To test the in situ vacuum performance, practical sensors were fabricated using selected MWCNT cathodes with good sensing effects, as illustrated in Figure 5a. Generally, the main residual gases inside X-ray tubes include H₂ and N₂. Based on the good sensing characteristics of the MWCNT sensor to these gases and the air mixture, the sensor is anticipated to monitor the pressures inside the X-ray tubes effectively. The sensor was integrated beneath the thermionic cathode, as illustrated in Figure 5b. The in situ vacuum measurements were conducted at several critical operational phases, including post-static evacuation, post-target bombardment before sealing-off, after sealing-off, post-operation (60 kV and 15 mA for 10 s), and during the static storage state. The corresponding measurement results are presented in Figure 6a.

The vacuum of the X-ray tube reached 4.52 × 10⁻⁵ Pa after 2 h of static evacuation. However, the vacuum level was improved significantly to the lower 10⁻⁷ Pa level following the cathode and anode bombardments, with electrode temperatures of around 600 °C during the bombardment. This demonstrates the critical role of high-temperature bombardment in enhancing vacuum performance. Then the tube was sealed, and the CNT sensor measured a vacuum of 2.48 × 10⁻⁴ Pa, showing the significant drop in vacuum. After the dual high-voltage operation (60 kV, 15 mA tube current, 10 s), the pressure increased to 3.35 × 10⁻⁴ Pa, slightly higher than the pressure in static mode. In addition, the pressures 3 days and 7 days after the sealing were 2.18 × 10⁻⁴ Pa and 2.31 × 10⁻⁴ Pa, respectively, indicating the recovery and stability of the vacuum after the operation. These measurements showed that the multiple pre-sealing degassing treatments are able to maintain the X-ray tube under a high vacuum level with less outgassing and pressure recovery capabilities after the operations.

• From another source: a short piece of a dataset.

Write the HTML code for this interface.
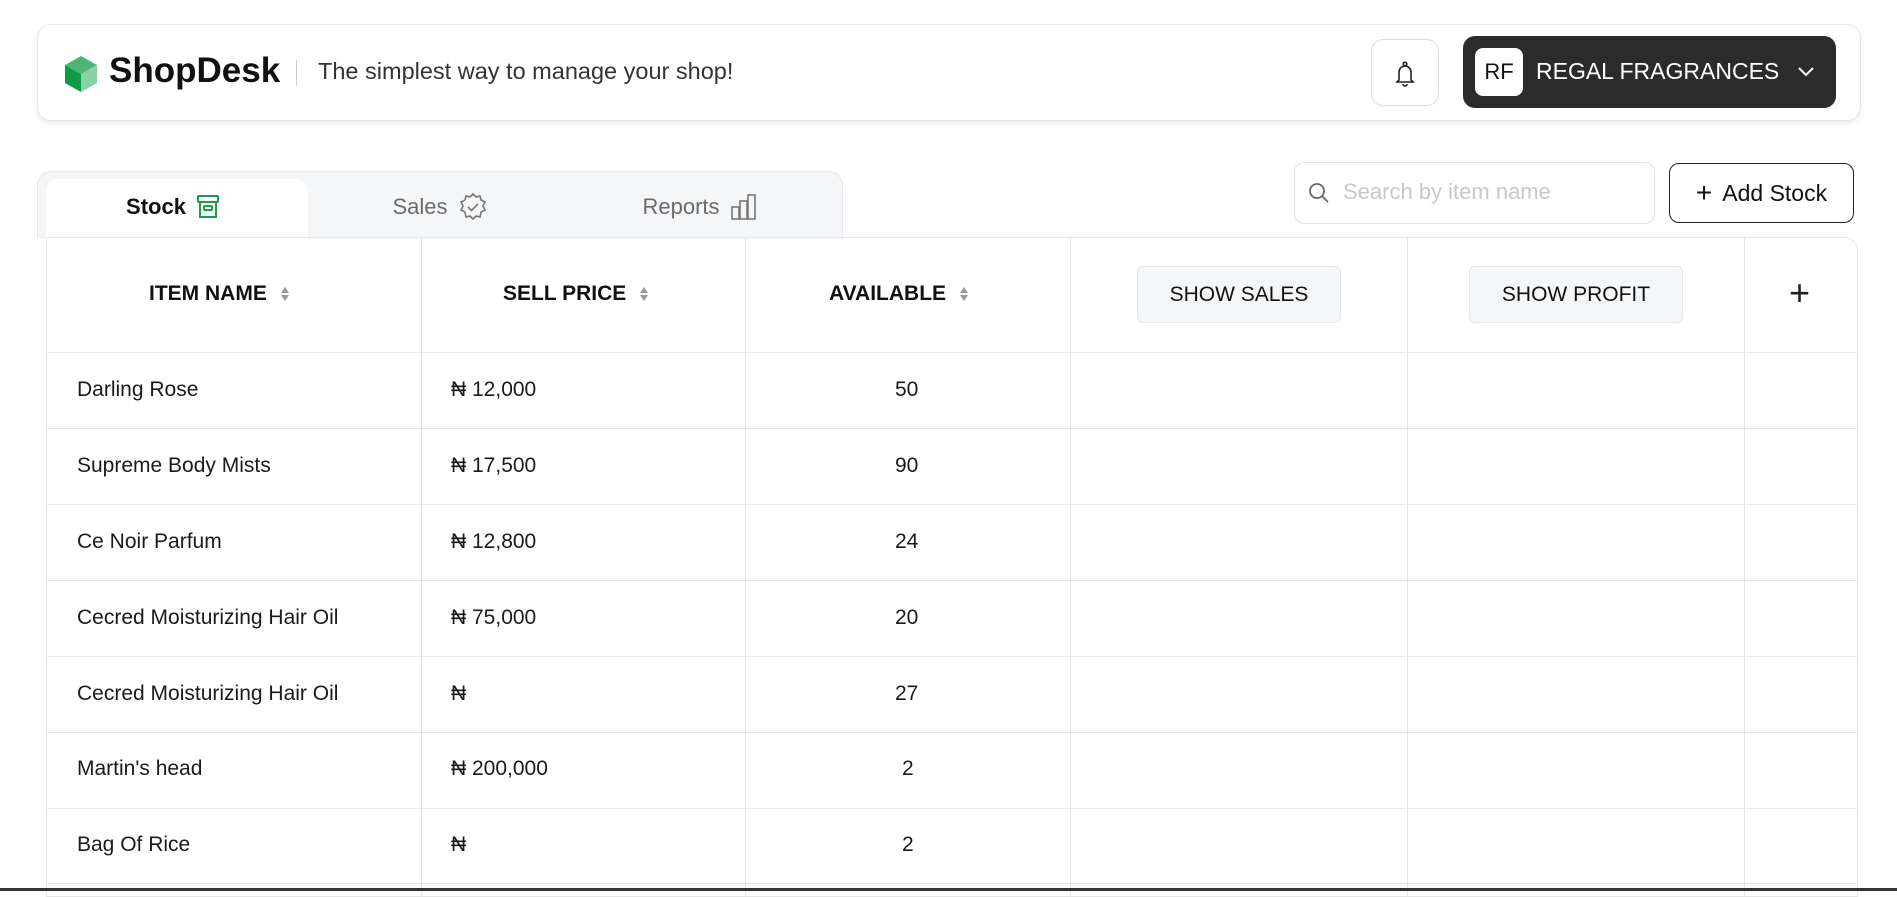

To evaluate the long-term stability of the X-ray tube and the CNT sensor, the sensor was mounted inside another X-ray tube for vacuum measurements over a period of nearly 800 days, as shown in Figure 6b. Within the initial 60 days, the vacuum of the X-ray tube was in the low 10⁻⁴ Pa level ranging between 2 × 10⁻⁴ to 3 × 10⁻⁴ Pa. After 700 days, the pressure increased slightly to around the 4 × 10⁻⁴ Pa level, showing long-term vacuum stability. To confirm the reliability of the sensor, the vacuum measurements were conducted twice each day many times during this period, and the measurement deviations between two tests were less than 10%, demonstrating good measurement reproducibility. This investigation revealed the stable vacuum inside the glass X-ray tubes over a long period, and the long-term performance stability and reliability make the CNT pressure sensor a promising tool to measure in situ vacuum for sealed VEDs.

4. Conclusions

The application performance of a miniature MWCNT field emission pressure sensor was investigated in this study. The MWCNT emitters were grown on a nickel alloy substrate by chemical vapor deposition with excellent field emission properties. The MWCNT emitters with high crystallinity and typical Raman (I_D/I_G) ratios of less than 0.8 exhibited pressure sensing performance for nitrogen and an air mixture in the high-vacuum range. The miniature sensor demonstrated measurement reproducibility and stability under high-temperature impacts. The advantages of being miniature and having low power consumption, extreme low outgassing, and low thermal disturbance make the sensor applicable for in situ pressure measurements inside VEDs. The investigation revealed the vacuum performance inside X-ray tubes before and after sealing, which is important for the manufacturing and operation of X-ray products.